### [Exercise details]
Retype, exactly as they stand, the lines from the start of the data to the line that contains "const PINK = '#f34a72'", both ends included. Leave the pictures out.

### [Supplied data]
★ ★ ★ ★ ★

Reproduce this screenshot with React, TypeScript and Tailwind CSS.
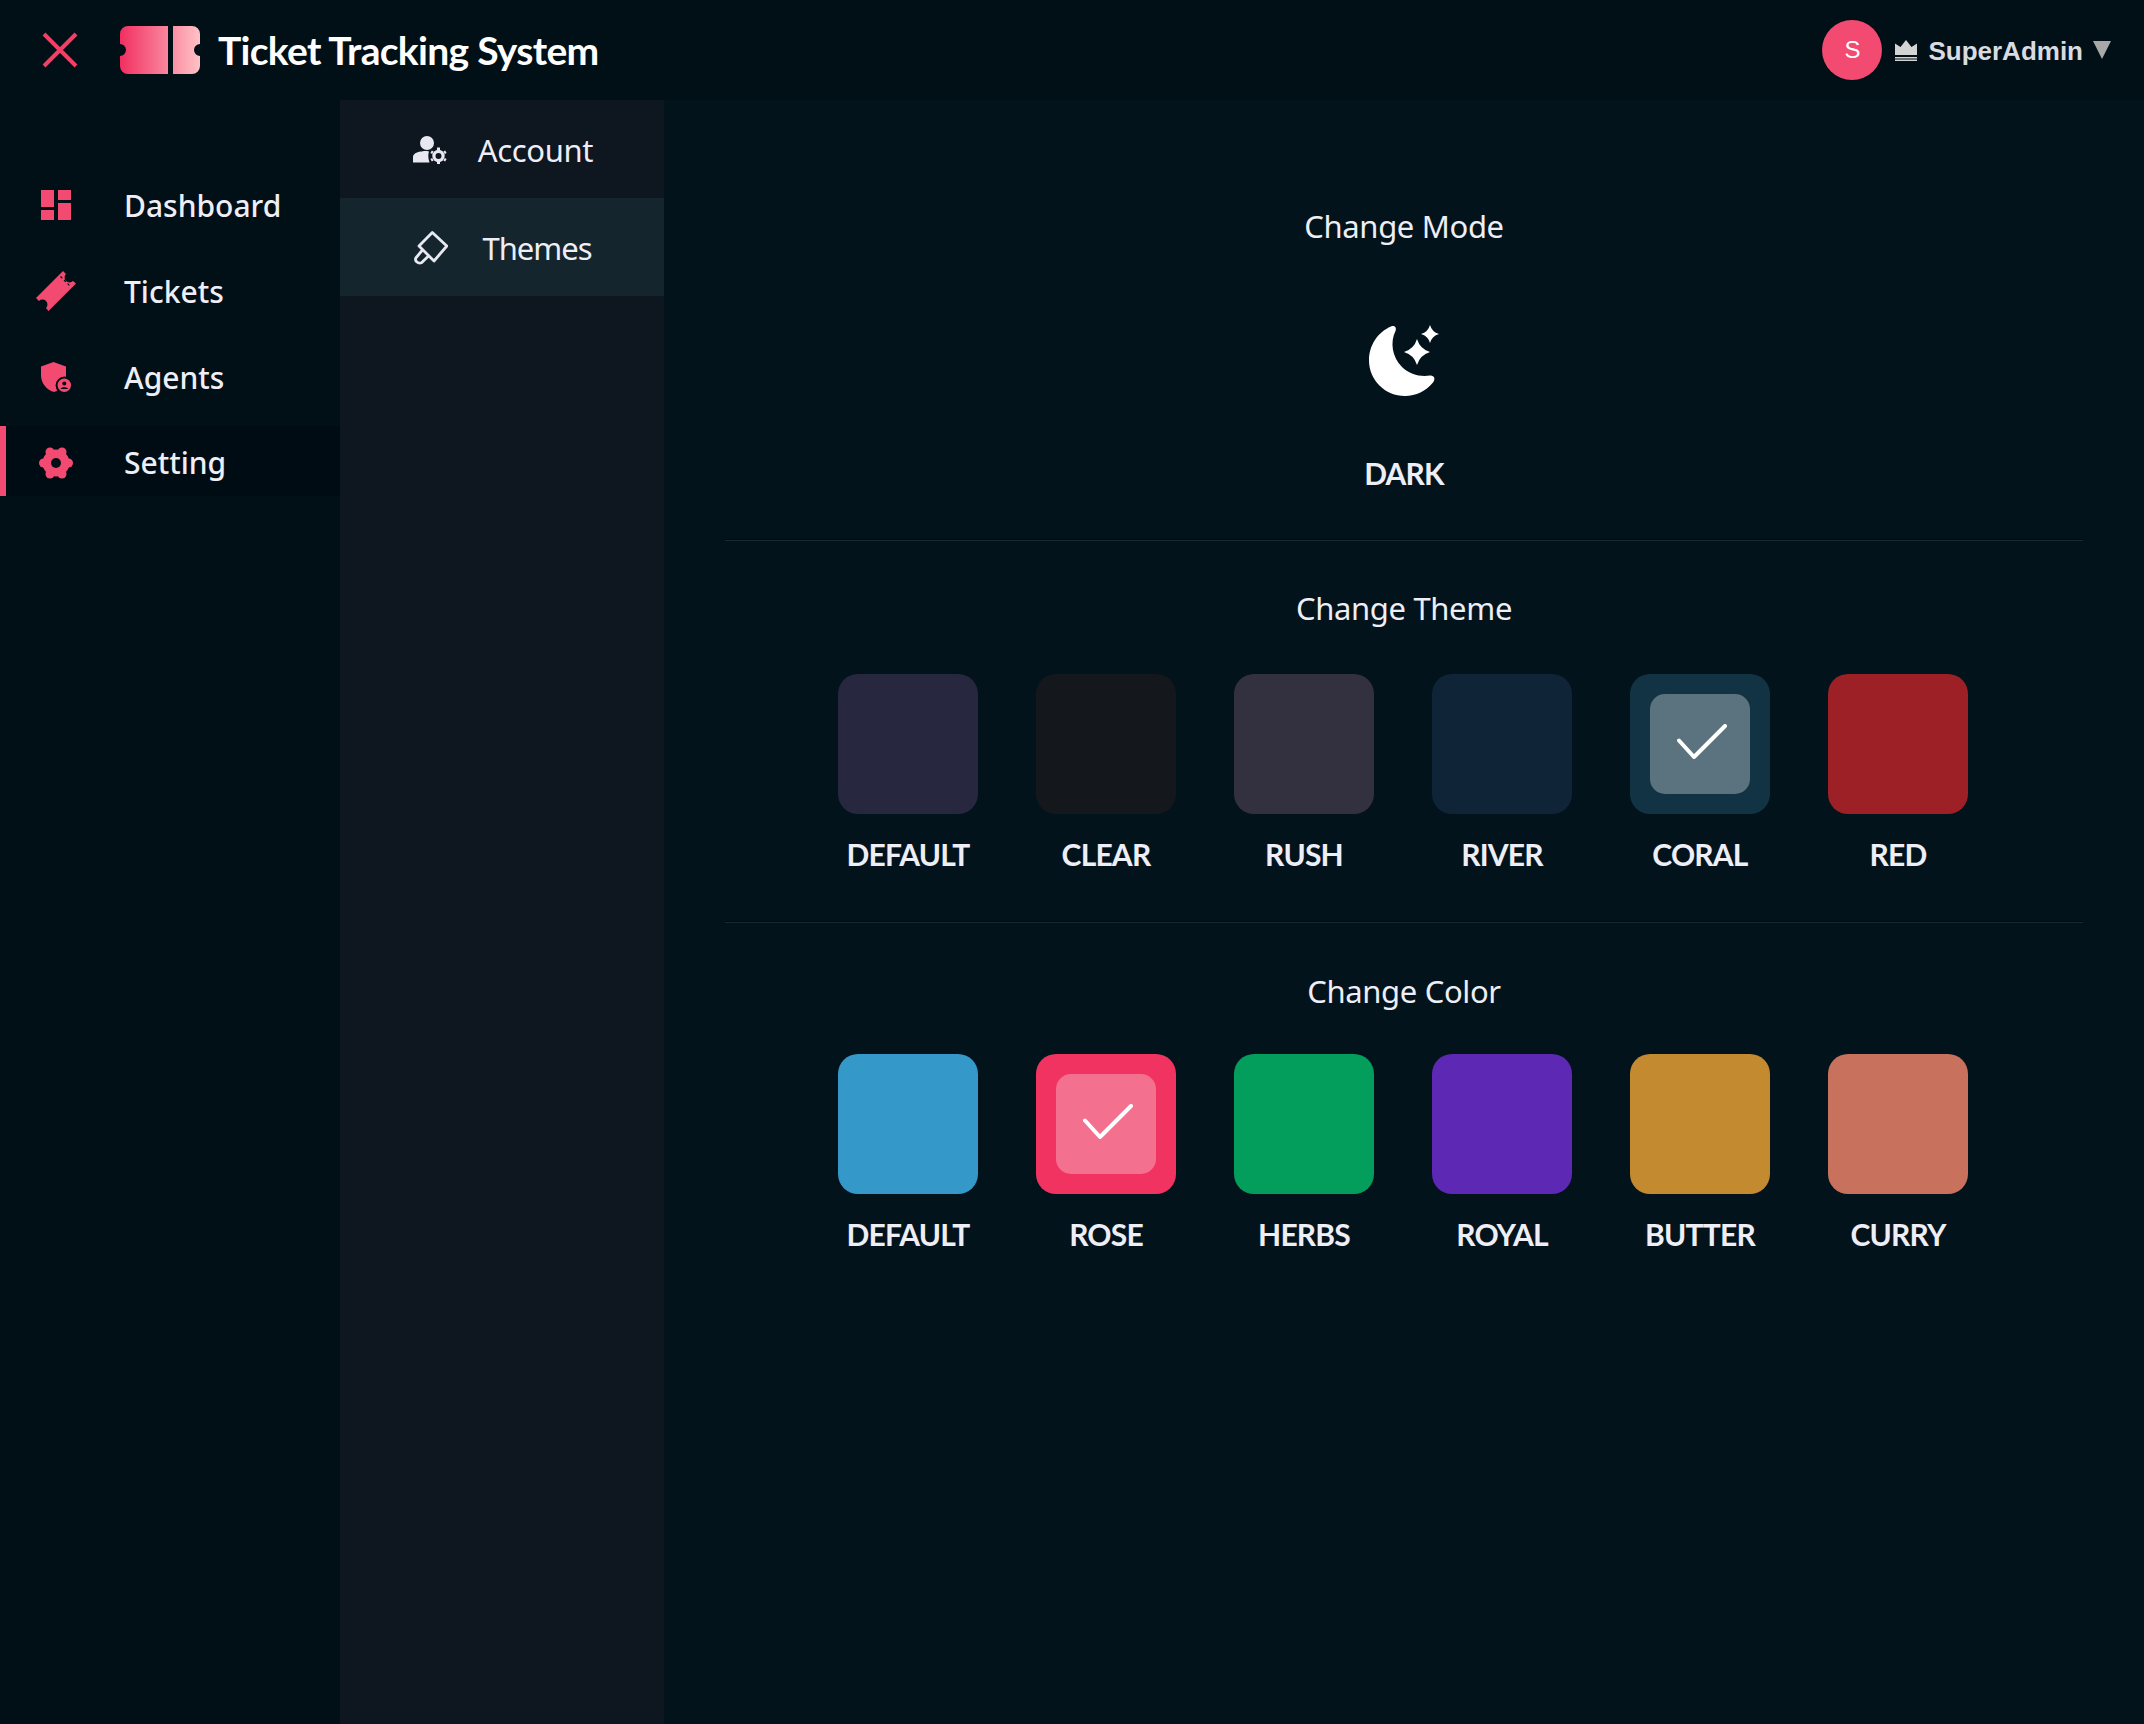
import { ReactNode } from 'react'

const PINK = '#f34a72'

const DashboardIcon = () => (
  <svg width="30" height="30" viewBox="0 0 30 30" fill={PINK}>
    <rect x="0" y="0" width="13" height="17" />
    <rect x="17" y="0" width="13" height="10" />
    <rect x="17" y="13" width="13" height="17" />
    <rect x="0" y="20" width="13" height="10" />
  </svg>
)

const TicketIcon = () => (
  <svg width="40" height="40" viewBox="0 0 40 40" fill={PINK}>
    <path d="M27 0 L30 3 A3.5 3.5 0 0 0 37 10 L40 12.5 L12.5 40 L10 37 A3.5 3.5 0 0 0 3 30 L0 27 Z" />
    <path d="M24.5 5.5 L34.5 15.5" stroke="#010f17" strokeWidth="1.2" strokeDasharray="2.5 2.5" fill="none" />
  </svg>
)

const AgentIcon = () => (
  <svg width="30" height="30" viewBox="0 0 30 30" fill={PINK}>
    <path d="M12.5 0 L25 4.5 V14 C25 22 20 27.5 13 30 C5 27.5 0 21 0 13 V4.5 Z" />
    <circle cx="23.3" cy="23.3" r="8.7" fill="#010f17" />
    <circle cx="23.3" cy="23.3" r="6.7" />
    <circle cx="23.3" cy="21.5" r="2" fill="#010f17" />
    <path d="M19.5 27 C20 24.6 26.6 24.6 27.1 27 Z" fill="#010f17" />
  </svg>
)

const GearIcon = () => (
  <svg width="34" height="32" viewBox="0 0 34 32" fill={PINK}>
    <circle cx="17" cy="16" r="13.5" />
    <circle cx="4.5" cy="16" r="4.5" />
    <circle cx="29.5" cy="16" r="4.5" />
    <circle cx="11" cy="5" r="4.5" />
    <circle cx="23" cy="5" r="4.5" />
    <circle cx="11" cy="27" r="4.5" />
    <circle cx="23" cy="27" r="4.5" />
    <circle cx="17" cy="16" r="5" fill="#010f17" />
  </svg>
)

const UserGearIcon = () => (
  <svg width="34" height="28" viewBox="0 0 34 28" fill="#e8e8f0">
    <circle cx="14" cy="7" r="7" />
    <path d="M0 26.5 V21 C0 17 6 15 14 15 L16 15.5 C15 18 15 22 16.5 26.5 Z" />
    <circle cx="25.5" cy="20" r="4.6" fill="none" stroke="#e8e8f0" strokeWidth="3.2" />
    <path d="M25.5 11.5 V14 M25.5 26 V28.5 M31.1 16.75 L32.9 15.75 M31.1 23.25 L32.9 24.25 M19.9 16.75 L18.1 15.75 M19.9 23.25 L18.1 24.25" stroke="#e8e8f0" strokeWidth="3" fill="none" />
  </svg>
)

const BrushIcon = () => (
  <svg width="34" height="34" viewBox="0 0 34 34" fill="none" stroke="#e8e8f0" strokeWidth="2.8" strokeLinejoin="round" strokeLinecap="round">
    <path d="M18.3 1.5 L32.8 15 L20 30 L5 15 Z" />
    <path d="M8.5 19 L1.8 27 C0.5 30 4 33 7.5 31.8 L14.5 25" />
  </svg>
)

const MoonIcon = () => (
  <svg width="70" height="71" viewBox="0 0 70 71" fill="#ffffff">
    <path d="M22 1.5 C25 0 28 2 26.5 6 C21 17 23 32 33 42 C41 49.5 51 52 61 50.5 C65 50 67 54 64 57.5 C57 66 47 71 36 71 C16 71 0 55 0 35.5 C0 20 9 7 22 1.5 Z" />
    <path d="M48 14 Q51 24 61 27 Q51 30 48 40 Q45 30 35 27 Q45 24 48 14 Z" />
    <path d="M61 0 Q63 7 70 9 Q63 11 61 18 Q59 11 52 9 Q59 7 61 0 Z" />
  </svg>
)

const Check = () => (
  <svg className="mb-[6px] ml-[4px]" width="50" height="35" viewBox="0 0 50 35" fill="none" stroke="#ffffff" strokeWidth="4" strokeLinecap="round" strokeLinejoin="round">
    <path d="M2 16.5 L17 33 L48 2" />
  </svg>
)

const Crown = () => (
  <svg width="22" height="21" viewBox="0 0 22 21" fill="#d4d4d4">
    <path d="M0 3.5 L5.5 7 L11 0 L16.5 7 L22 3.5 V15 H0 Z" />
    <rect x="0" y="17" width="22" height="1.5" />
    <rect x="0" y="19.5" width="22" height="1.5" />
  </svg>
)

const Logo = () => (
  <svg width="80" height="48" viewBox="0 0 80 48">
    <defs>
      <linearGradient id="logoGrad" x1="0" y1="0" x2="1" y2="0">
        <stop offset="0" stopColor="#f12f60" />
        <stop offset="1" stopColor="#ffc2c6" />
      </linearGradient>
    </defs>
    <path
      fill="url(#logoGrad)"
      d="M8 0 H48 V48 H8 A8 8 0 0 1 0 40 V30 A6 6 0 0 0 0 18 V8 A8 8 0 0 1 8 0 Z M53 0 H72 A8 8 0 0 1 80 8 V18 A6 6 0 0 0 80 30 V40 A8 8 0 0 1 72 48 H53 Z"
    />
  </svg>
)

const navItems: { label: string; icon: ReactNode; active?: boolean }[] = [
  { label: 'Dashboard', icon: <DashboardIcon /> },
  { label: 'Tickets', icon: <TicketIcon /> },
  { label: 'Agents', icon: <AgentIcon /> },
  { label: 'Setting', icon: <GearIcon />, active: true }
]

const themes = [
  { name: 'DEFAULT', bg: 'bg-[#27273f]' },
  { name: 'CLEAR', bg: 'bg-[#14171c]' },
  { name: 'RUSH', bg: 'bg-[#33303f]' },
  { name: 'RIVER', bg: 'bg-[#102438]' },
  { name: 'CORAL', bg: 'bg-[#123344]', inner: 'bg-[#5a737e]' },
  { name: 'RED', bg: 'bg-[#9c2026]' }
]

const colors = [
  { name: 'DEFAULT', bg: 'bg-[#3498c9]' },
  { name: 'ROSE', bg: 'bg-[#f13362]', inner: 'bg-[#f4708f]' },
  { name: 'HERBS', bg: 'bg-[#049e5c]' },
  { name: 'ROYAL', bg: 'bg-[#5c28b4]' },
  { name: 'BUTTER', bg: 'bg-[#c48a30]' },
  { name: 'CURRY', bg: 'bg-[#c8725e]' }
]

const labelClass = "font-['Lato',sans-serif] text-[30px] leading-[46px] font-bold tracking-[-0.8px] text-[#eeeef6]"
const headingClass = 'text-center text-[31px] leading-[46px] tracking-[-0.35px]'

const Swatches = ({ items }: { items: { name: string; bg: string; inner?: string }[] }) => (
  <div className="flex justify-center gap-[58px] pr-[2px]">
    {items.map((item) => (
      <div key={item.name} className="flex w-[140px] flex-col items-center">
        <div className={`flex h-[140px] w-[140px] items-center justify-center rounded-[20px] ${item.bg}`}>
          {item.inner && (
            <div className={`flex h-[100px] w-[100px] items-center justify-center rounded-[15px] ${item.inner}`}>
              <Check />
            </div>
          )}
        </div>
        <span className={`mt-[17px] ${labelClass}`}>{item.name}</span>
      </div>
    ))}
  </div>
)

export default function App() {
  return (
    <div className="flex h-[1724px] w-[2144px] flex-col bg-[#010f17] font-['Noto_Sans',sans-serif] text-[#eeeef6]">
      <header className="flex h-[100px] shrink-0 items-center justify-between pr-[33px]">
        <div className="flex items-center">
          <svg className="ml-[42px]" width="36" height="36" viewBox="0 0 36 36" stroke="#f33e66" strokeWidth="4">
            <path d="M2 2 L34 34 M34 2 L2 34" />
          </svg>
          <div className="ml-[42px]">
            <Logo />
          </div>
          <h1 className="ml-[18px] font-['Lato',sans-serif] text-[39px] font-bold tracking-[-0.7px] text-white">
            Ticket Tracking System
          </h1>
        </div>
        <div className="flex items-center">
          <div className="flex h-[60px] w-[60px] items-center justify-center rounded-full bg-[#f34a72] font-['Liberation_Sans',sans-serif] text-[24px] text-white">
            S
          </div>
          <div className="ml-[13px]">
            <Crown />
          </div>
          <span className="ml-[11px] pt-[2px] font-['Liberation_Sans',sans-serif] text-[26px] font-bold text-[#d8dce0]">
            SuperAdmin
          </span>
          <svg className="ml-[10px]" width="18" height="18" viewBox="0 0 18 18" fill="#a8a8a8">
            <path d="M0 0 H18 L9 18 Z" />
          </svg>
        </div>
      </header>

      <div className="flex min-h-0 flex-1">
        <nav className="w-[340px] shrink-0 pt-[62px]">
          {navItems.map((item) => (
            <div
              key={item.label}
              className={`flex items-center ${item.active ? 'mt-[6px] h-[70px] border-l-[6px] border-[#f34a72] bg-[#000c13] pt-[3px] pl-[50px]' : 'h-[86px] pl-[56px]'}`}>
              <div className="flex w-0 justify-center overflow-visible">
                <div className="shrink-0">{item.icon}</div>
              </div>
              <span className="ml-[68px] text-[30px] font-medium text-[#eeeef6]">{item.label}</span>
            </div>
          ))}
        </nav>

        <aside className="w-[324px] shrink-0 bg-[#0e1620]">
          <div className="flex h-[98px] items-center justify-center gap-[31px] pt-[2px] pl-[2px]">
            <UserGearIcon />
            <span className="text-[31px] tracking-[-0.35px]">Account</span>
          </div>
          <div className="flex h-[98px] items-center justify-center gap-[34px] bg-[#14252d] pt-[2px] pl-[2px]">
            <BrushIcon />
            <span className="text-[31px] tracking-[-1px]">Themes</span>
          </div>
        </aside>

        <main className="flex-1 bg-[#03131b] px-[61px]">
          <section className="flex h-[440px] flex-col items-center border-b border-[#000a10] pt-[103px] shadow-[0_1px_0_#152a33]">
            <h2 className={headingClass}>Change Mode</h2>
            <div className="mt-[76px]">
              <MoonIcon />
            </div>
            <span className={`mt-[54px] ${labelClass}`}>DARK</span>
          </section>
          <section className="h-[382px] border-b border-[#000a10] pt-[45px] shadow-[0_1px_0_#152a33]">
            <h2 className={headingClass}>Change Theme</h2>
            <div className="mt-[43px]">
              <Swatches items={themes} />
            </div>
          </section>
          <section className="pt-[46px]">
            <h2 className={headingClass}>Change Color</h2>
            <div className="mt-[40px]">
              <Swatches items={colors} />
            </div>
          </section>
        </main>
      </div>
    </div>
  )
}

★ ★ ★ ★ ★

### [Solution]
Reproduce this screenshot with React, TypeScript and Tailwind CSS.
import { ReactNode } from 'react'

const PINK = '#f34a72'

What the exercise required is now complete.